Essa dinâmica não é nova. Talvez seja uma das manifestações mais recorrentes do que há de demasiadamente humano em nós: a contradição entre o que proclamamos e o que somos. Lutamos contra o mundo na esperança de nos redimir, de encontrar na salvação do outro um atalho para o acerto de contas interno que evitamos há tempos.

Mas o que há de ético nesse gesto? Em que medida o nosso desejo de transformação externa não mascara uma recusa de transformação interior? A história está repleta de cruzados morais que, ao apontarem os vícios do mundo, apenas encenavam suas próprias faltas.

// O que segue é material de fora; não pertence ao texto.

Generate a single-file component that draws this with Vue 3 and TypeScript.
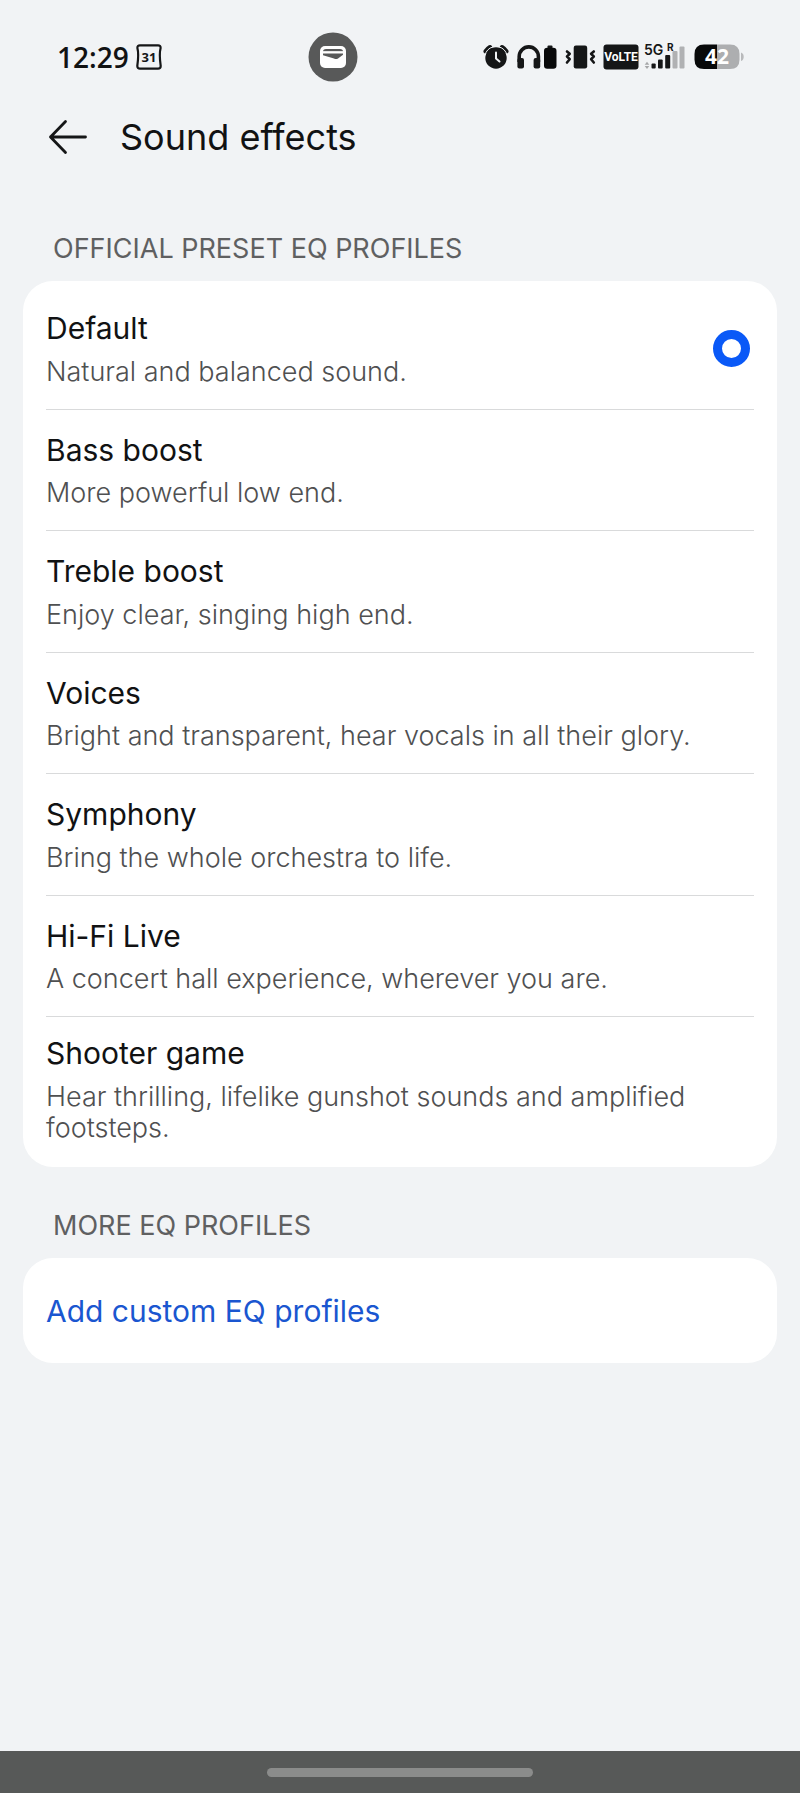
<script setup lang="ts">
import { ref } from 'vue'

interface Profile {
  id: string
  name: string
  description: string
}

const profiles: Profile[] = [
  { id: 'default', name: 'Default', description: 'Natural and balanced sound.' },
  { id: 'bass', name: 'Bass boost', description: 'More powerful low end.' },
  { id: 'treble', name: 'Treble boost', description: 'Enjoy clear, singing high end.' },
  { id: 'voices', name: 'Voices', description: 'Bright and transparent, hear vocals in all their glory.' },
  { id: 'symphony', name: 'Symphony', description: 'Bring the whole orchestra to life.' },
  { id: 'hifi', name: 'Hi-Fi Live', description: 'A concert hall experience, wherever you are.' },
  { id: 'shooter', name: 'Shooter game', description: 'Hear thrilling, lifelike gunshot sounds and amplified footsteps.' },
]

const selected = ref('default')
</script>

<template>
  <div class="screen">
    <div class="status">
      <span class="clock">12:29</span>
      <svg class="calendar" width="26" height="26" viewBox="0 0 26 26">
        <path d="M4 1.300H22Q24.800 1.300 24.600 4Q23 10 24.700 22Q24.700 24.700 22 24.700H4Q1.300 24.700 1.300 22Q3 10 1.400 4Q1.200 1.300 4 1.300Z" fill="none" stroke="#151617" stroke-width="2.200" />
        <text x="13" y="18" text-anchor="middle" class="t-cal">31</text>
      </svg>
      <svg class="wallet" width="50" height="50" viewBox="0 0 50 50">
        <circle cx="25" cy="25" r="24.500" fill="#585959" />
        <rect x="12" y="14" width="26" height="22" rx="5" fill="#fff" />
        <path d="M15 19.500Q15 17 18 17H32Q35 17 35 19.500Z" fill="#585959" />
        <path d="M15 21.500H35V22.700L30 26.500Q28 27.500 26 26.500L15 23.300Z" fill="#585959" />
        <path d="M15 19.300H35V20.900H15Z" fill="#fff" />
      </svg>

      <div class="indicators">
        <svg width="26" height="26" viewBox="0 0 26 26">
          <circle cx="13" cy="14" r="10.700" fill="#151617" />
          <path d="M2.800 7.300A13 13 0 0 1 7 3.300M23.200 7.300A13 13 0 0 0 19 3.300" fill="none" stroke="#151617" stroke-width="4.600" stroke-linecap="round" />
          <path d="M2 11.200A11.500 11.500 0 0 1 10 2.900M24 11.200A11.500 11.500 0 0 0 16 2.900" fill="none" stroke="#f1f3f5" stroke-width="1" />
          <path d="M13 8.500V14.500L16.500 17.500" fill="none" stroke="#f1f3f5" stroke-width="2" stroke-linecap="round" stroke-linejoin="round" />
        </svg>
        <svg width="42" height="26" viewBox="0 0 42 26">
          <path d="M3.200 18V12.500A9.600 9.600 0 0 1 22.400 12.500V18" fill="none" stroke="#151617" stroke-width="3.600" />
          <rect x="1.400" y="14" width="6.600" height="10.500" rx="2" fill="#151617" />
          <rect x="17.600" y="14" width="6.600" height="10.500" rx="2" fill="#151617" />
          <rect x="31.500" y="1.500" width="5" height="4" rx="1" fill="#151617" />
          <rect x="28" y="3.700" width="12.500" height="21" rx="3.200" fill="#08090a" />
        </svg>
        <svg width="31" height="26" viewBox="0 0 31 26">
          <rect x="8.700" y="1.500" width="13.500" height="23" rx="2.200" fill="#151617" />
          <path d="M2 7.500L4.700 9.800L2 12.500L4.700 15.200L2 18.500M28.800 7.500L26.100 9.800L28.800 12.500L26.100 15.200L28.800 18.500" fill="none" stroke="#151617" stroke-width="2.600" stroke-linejoin="round" stroke-linecap="round" />
        </svg>
        <svg width="36" height="26" viewBox="0 0 36 26">
          <rect x="0.500" y="0.500" width="35" height="25" rx="3" fill="#151617" />
          <text x="18" y="17" text-anchor="middle" class="t-volte">VoLTE</text>
        </svg>
        <svg class="signal" width="42" height="36" viewBox="0 -5 42 36">
          <rect x="28.500" y="7" width="5" height="17.500" rx="1" fill="#b0b1b3" />
          <rect x="35.500" y="2.500" width="5" height="22" rx="1" fill="#b0b1b3" />
          <rect x="7.500" y="19.500" width="4.200" height="5" rx="1" fill="#151617" />
          <rect x="14" y="15.500" width="4.700" height="9" rx="1" fill="#151617" />
          <rect x="21.200" y="11" width="5" height="13.500" rx="1" fill="#151617" />
          <path d="M0.700 20.700L3 17.700L5.300 20.700ZM0.700 22L3 25L5.300 22Z" fill="#a5a6a8" />
          <text x="0" y="11" class="t-net">5G</text>
          <text x="23" y="7" class="t-roam">R</text>
        </svg>
        <svg width="50" height="34" viewBox="0 -4 50 34">
          <path d="M23 0.500H36Q45.500 0.500 45.500 10V15.500Q45.500 25 36 25H23Z" fill="#adaeb0" />
          <path d="M23 0.500H10Q0.500 0.500 0.500 10V15.500Q0.500 25 10 25H23Z" fill="#08090a" />
          <path d="M47 8.500Q49.700 9.500 49.700 12.700Q49.700 16 47 17Z" fill="#b8b9bb" />
          <text x="23" y="20" text-anchor="middle" class="t-batt">42</text>
        </svg>
      </div>
    </div>

    <header class="bar">
      <button class="back" type="button" aria-label="Back">
        <svg width="40" height="36" viewBox="0 0 40 36">
          <path d="M17.500 2.500L2.500 18L17.500 33.500M2.500 18H37.500" fill="none" stroke="#151617" stroke-width="2.800" stroke-linecap="round" stroke-linejoin="round" />
        </svg>
      </button>
      <h1>Sound effects</h1>
    </header>

    <main>
      <h2 id="preset-heading">OFFICIAL PRESET EQ PROFILES</h2>
      <div class="card presets" role="radiogroup" aria-labelledby="preset-heading">
        <label v-for="p in profiles" :key="p.id" class="row" :for="p.id">
          <span class="copy">
            <span class="name">{{ p.name }}</span>
            <span class="desc">{{ p.description }}</span>
          </span>
          <input :id="p.id" v-model="selected" type="radio" name="profile" :value="p.id" />
        </label>
      </div>

      <h2>MORE EQ PROFILES</h2>
      <div class="card">
        <button class="add" type="button">Add custom EQ profiles</button>
      </div>
    </main>

    <div class="navbar"><span class="pill"></span></div>
  </div>
</template>

<style>
body {
  margin: 0;
  background: #f1f3f5;
}
</style>

<style scoped>
.screen {
  display: flex;
  flex-direction: column;
  min-height: 100vh;
  background: #f1f3f5;
  color: #111213;
  font-family: Inter, "Open Sans", sans-serif;
}

.status {
  display: flex;
  align-items: center;
  height: 114px;
  padding: 0 56px 0 57px;
}

.status svg {
  display: block;
  flex: none;
}

.clock {
  font: 600 28px/36px "Open Sans", sans-serif;
}

.calendar {
  margin-left: 7px;
}

.wallet {
  margin-left: 146px;
}

.indicators {
  display: flex;
  align-items: center;
  gap: 7px;
  margin-left: auto;
}

.signal {
  margin: 0 1px 0 -2px;
}

.t-cal {
  font: 700 13px "Open Sans", sans-serif;
  fill: #151617;
}

.t-volte {
  font: 700 12px Roboto, sans-serif;
  fill: #fff;
}

.t-net {
  font: 600 14px Inter, sans-serif;
  fill: #151617;
}

.t-roam {
  font: 700 10px Inter, sans-serif;
  fill: #151617;
}

.t-batt {
  font: 700 21px "Open Sans", sans-serif;
  fill: #fff;
}

.bar {
  display: flex;
  align-items: center;
  gap: 32px;
  height: 46px;
  padding: 0 48px;
}

.back {
  display: flex;
  padding: 0;
  border: 0;
  background: none;
}

h1 {
  margin: 0;
  font-size: 36px;
  line-height: 46px;
  font-weight: 400;
}

main {
  flex: 1;
  padding: 30px 23px;
}

h2 {
  margin: 41px 30px 14px;
  font-size: 27px;
  line-height: 36px;
  font-weight: 400;
  color: #5f6061;
}

.card {
  border-radius: 30px;
  background: #fff;
  overflow: hidden;
}

.presets {
  padding: 7px 0;
}

.row {
  display: flex;
  align-items: center;
  justify-content: space-between;
  gap: 12px;
  margin: 0 23px;
  padding: 22px 4px 22px 0;
  border-bottom: 1px solid #d9dadb;
}

.row:last-child {
  padding: 18px 4px 17px 0;
  border-bottom: 0;
}

.copy {
  display: flex;
  flex-direction: column;
  gap: 8px;
}

.name {
  font-size: 30px;
  line-height: 1.25;
}

.desc {
  font-size: 27px;
  line-height: 31px;
  font-weight: 300;
  color: #4f5051;
}

input {
  appearance: none;
  flex: none;
  width: 37px;
  height: 37px;
  margin: 0;
  border-radius: 50%;
}

input:checked {
  border: 9px solid #0a59f7;
}

.add {
  display: block;
  width: 100%;
  padding: 34px 23px 33px;
  border: 0;
  background: none;
  color: #1a56d0;
  font: 400 30px/38px Inter, "Open Sans", sans-serif;
  text-align: left;
}

.navbar {
  display: flex;
  justify-content: center;
  align-items: center;
  height: 42px;
  background: #575958;
}

.pill {
  width: calc(100% / 3);
  height: 9px;
  border-radius: 5px;
  background: #8b8c8b;
}
</style>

É mais fácil guerrear do lado de fora do que encarar a vulnerabilidade de quem somos.

Salvar o outro, nesse contexto, torna-se um ato ambíguo — não raro, uma tentativa de resgatar a si mesmo sem ter que passar pela dor da autoconfrontação. O problema é que esse tipo de salvação raramente cura. Quando o impulso de corrigir vem da negação e não da escuta, o resultado tende a ser mais destrutivo do que libertador.

O desafio, então, talvez seja o de inverter o gesto: abandonar a ilusão de pureza, reconhecer as próprias contradições e, só então, estender a mão ao outro — não como um salvador, mas como alguém igualmente ferido, igualmente humano. Lutar, então, talvez seja a linguagem mais potente para comunicar as nossas existências.